Embracing and learning from your mistakes

The game and puzzle known as ‘Jenga’ – like table tennis, can be further acknowledged as a metaphor. It can be identified to symbolise the journey from making mistakes to success. A typical game of Jenga entails strategically deciding upon a specific wooden block to remove from a tower and then place it back at the top without knocking the tower over. It all depends on the intricate way you both choose the block and then decide how exactly you will remove it.  In saying this, the connection this game has to the workplace today, involves the benefit of making mistakes. More specifically, making a mistake can be much like the way the tower may start to wobble or become unstable when you remove a block. Although, the upside of this, is the ability you have to learn from it.  

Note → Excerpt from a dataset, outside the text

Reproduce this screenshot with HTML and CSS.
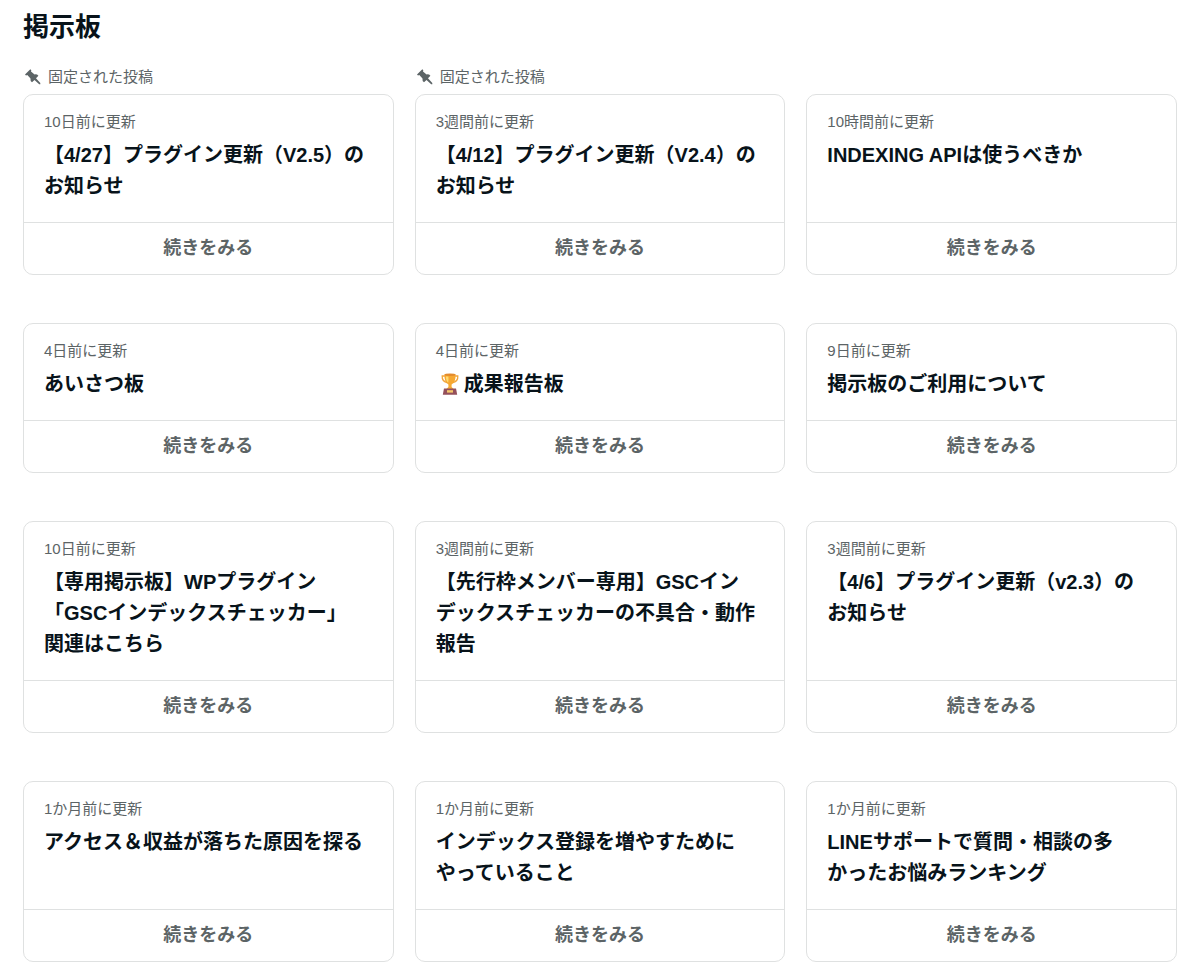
FILE: index.html
```
<!DOCTYPE html>
<html lang="ja">
<head>
  <meta charset="UTF-8">
  <meta name="viewport" content="width=device-width, initial-scale=1.0">
  <title>掲示板</title>
  <link rel="stylesheet" href="styles.css">
</head>
<body>
  <main class="board">
    <h1 class="board-title">掲示板</h1>
    <ul class="list">
      <li class="item">
        <p class="pin">
          <svg class="pin-icon" viewBox="0 0 18 18" aria-hidden="true"><path d="M1 6.6 6.3 1.2 7.3 2.2 7 3.4 10.6 6.4Q13 6 14.4 7.8L12 10.3 16.3 15.1V16.3H15.2L10.5 11.9 8 14.3Q6 12.8 6.5 10.6L3.3 7.1 2 7.6Z"/></svg>
          固定された投稿
        </p>
        <article class="card">
          <div class="card-body">
            <p class="date">10日前に更新</p>
            <h2 class="title">【4/27】プラグイン更新（V2.5）のお知らせ</h2>
          </div>
          <a class="more" href="#">続きをみる</a>
        </article>
      </li>
      <li class="item">
        <p class="pin">
          <svg class="pin-icon" viewBox="0 0 18 18" aria-hidden="true"><path d="M1 6.6 6.3 1.2 7.3 2.2 7 3.4 10.6 6.4Q13 6 14.4 7.8L12 10.3 16.3 15.1V16.3H15.2L10.5 11.9 8 14.3Q6 12.8 6.5 10.6L3.3 7.1 2 7.6Z"/></svg>
          固定された投稿
        </p>
        <article class="card">
          <div class="card-body">
            <p class="date">3週間前に更新</p>
            <h2 class="title">【4/12】プラグイン更新（V2.4）のお知らせ</h2>
          </div>
          <a class="more" href="#">続きをみる</a>
        </article>
      </li>
      <li class="item">
        <article class="card">
          <div class="card-body">
            <p class="date">10時間前に更新</p>
            <h2 class="title">INDEXING APIは使うべきか</h2>
          </div>
          <a class="more" href="#">続きをみる</a>
        </article>
      </li>
      <li class="item">
        <article class="card">
          <div class="card-body">
            <p class="date">4日前に更新</p>
            <h2 class="title">あいさつ板</h2>
          </div>
          <a class="more" href="#">続きをみる</a>
        </article>
      </li>
      <li class="item">
        <article class="card">
          <div class="card-body">
            <p class="date">4日前に更新</p>
            <h2 class="title"><svg class="trophy" viewBox="0 0 18 22" aria-hidden="true">
              <path d="M4 3H1.2Q.8 8.2 6 9.6M14 3h2.8q.4 5.2-4.8 6.6" fill="none" stroke="#f0a43a" stroke-width="1.3"/>
              <path d="M3.5 1.3h11Q15 9 10.6 11.5V14l2 2H5.4l2-2v-2.5Q3 9 3.5 1.3z" fill="#f6a832"/>
              <ellipse cx="9" cy="1.7" rx="5.5" ry="1.2" fill="#e38b2d"/>
              <path d="M5 3.4q0 4.6 2.2 6.4.4-3 .2-6.2z" fill="#ffdc70"/>
              <path d="M3 15.5h12l1.2 6.2H1.8z" fill="#94505a"/>
              <path d="M6 17.2h6v2.4H6z" fill="#f5c86b"/>
            </svg>成果報告板</h2>
          </div>
          <a class="more" href="#">続きをみる</a>
        </article>
      </li>
      <li class="item">
        <article class="card">
          <div class="card-body">
            <p class="date">9日前に更新</p>
            <h2 class="title">掲示板のご利用について</h2>
          </div>
          <a class="more" href="#">続きをみる</a>
        </article>
      </li>
      <li class="item">
        <article class="card">
          <div class="card-body">
            <p class="date">10日前に更新</p>
            <h2 class="title">【専用掲示板】WPプラグイン「GSCインデックスチェッカー」関連はこちら</h2>
          </div>
          <a class="more" href="#">続きをみる</a>
        </article>
      </li>
      <li class="item">
        <article class="card">
          <div class="card-body">
            <p class="date">3週間前に更新</p>
            <h2 class="title">【先行枠メンバー専用】GSCインデックスチェッカーの不具合・動作報告</h2>
          </div>
          <a class="more" href="#">続きをみる</a>
        </article>
      </li>
      <li class="item">
        <article class="card">
          <div class="card-body">
            <p class="date">3週間前に更新</p>
            <h2 class="title">【4/6】プラグイン更新（v2.3）のお知らせ</h2>
          </div>
          <a class="more" href="#">続きをみる</a>
        </article>
      </li>
      <li class="item">
        <article class="card">
          <div class="card-body">
            <p class="date">1か月前に更新</p>
            <h2 class="title">アクセス＆収益が落ちた原因を探る</h2>
          </div>
          <a class="more" href="#">続きをみる</a>
        </article>
      </li>
      <li class="item">
        <article class="card">
          <div class="card-body">
            <p class="date">1か月前に更新</p>
            <h2 class="title">インデックス登録を増やすためにやっていること</h2>
          </div>
          <a class="more" href="#">続きをみる</a>
        </article>
      </li>
      <li class="item">
        <article class="card">
          <div class="card-body">
            <p class="date">1か月前に更新</p>
            <h2 class="title">LINEサポートで質問・相談の多かったお悩みランキング</h2>
          </div>
          <a class="more" href="#">続きをみる</a>
        </article>
      </li>
    </ul>
  </main>
</body>
</html>
```

FILE: styles.css
```
*{margin:0; padding:0; box-sizing:border-box; list-style:none;}
body{background:#fff; color:#08131a; font-family:"Liberation Sans","Noto Sans CJK JP",sans-serif;}

.board{padding:7px 23px 16px;}
.board-title{font-size:26px; line-height:40px; margin-bottom:19px;}

.list{display:grid; grid-template-columns:repeat(3, minmax(0, 1fr)); gap:20px 21px;}
/* 28px above every card is kept for the pin label */
.item{display:grid; grid-template-rows:28px 1fr;}

.pin{display:flex; align-items:center; gap:6px; height:21px; padding-left:1px; font-size:15px; line-height:21px; color:#5c6466;}
.pin-icon{width:18px; height:18px; fill:#5c6466;}

.card{grid-row:2; display:flex; flex-direction:column; border:1px solid #dfe1e1; border-radius:10px;}
.card-body{flex:1; padding:16px 28px 20px 20px;}
.date{margin-bottom:8px; font-size:15px; line-height:21px; color:#5c6466;}
.title{font-size:20px; line-height:31px; font-weight:bold; line-break:strict;}
.trophy{width:18px; height:22px; margin:0 5px; vertical-align:-4px;}
.more{display:block; border-top:1px solid #dfe1e1; font-size:18px; line-height:51px; font-weight:bold; text-align:center; text-decoration:none; color:#5c6466;}
```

Being able to assess the way others around you ‘play’ or in this case work, provides the opportunity to gain new tactics and ideas from them. The game holds much power when unveiling its relation to reality. When looking at it all together, it appears to be a significantly risky game, though, where is the gain without the risk?  If the tower collapses, you build it back up and try again. This can be applied in workplace scenarios the exact same way, when something goes wrong, you learn from it and try again. You get knocked down; you get back up.  

Jenga teaches us the way making mistakes can be taken as an advantage and can ultimately lead to a more successful outcome. It tells us not to be afraid to make mistakes, but instead to embrace them, continue persisting forward and create something even better than before.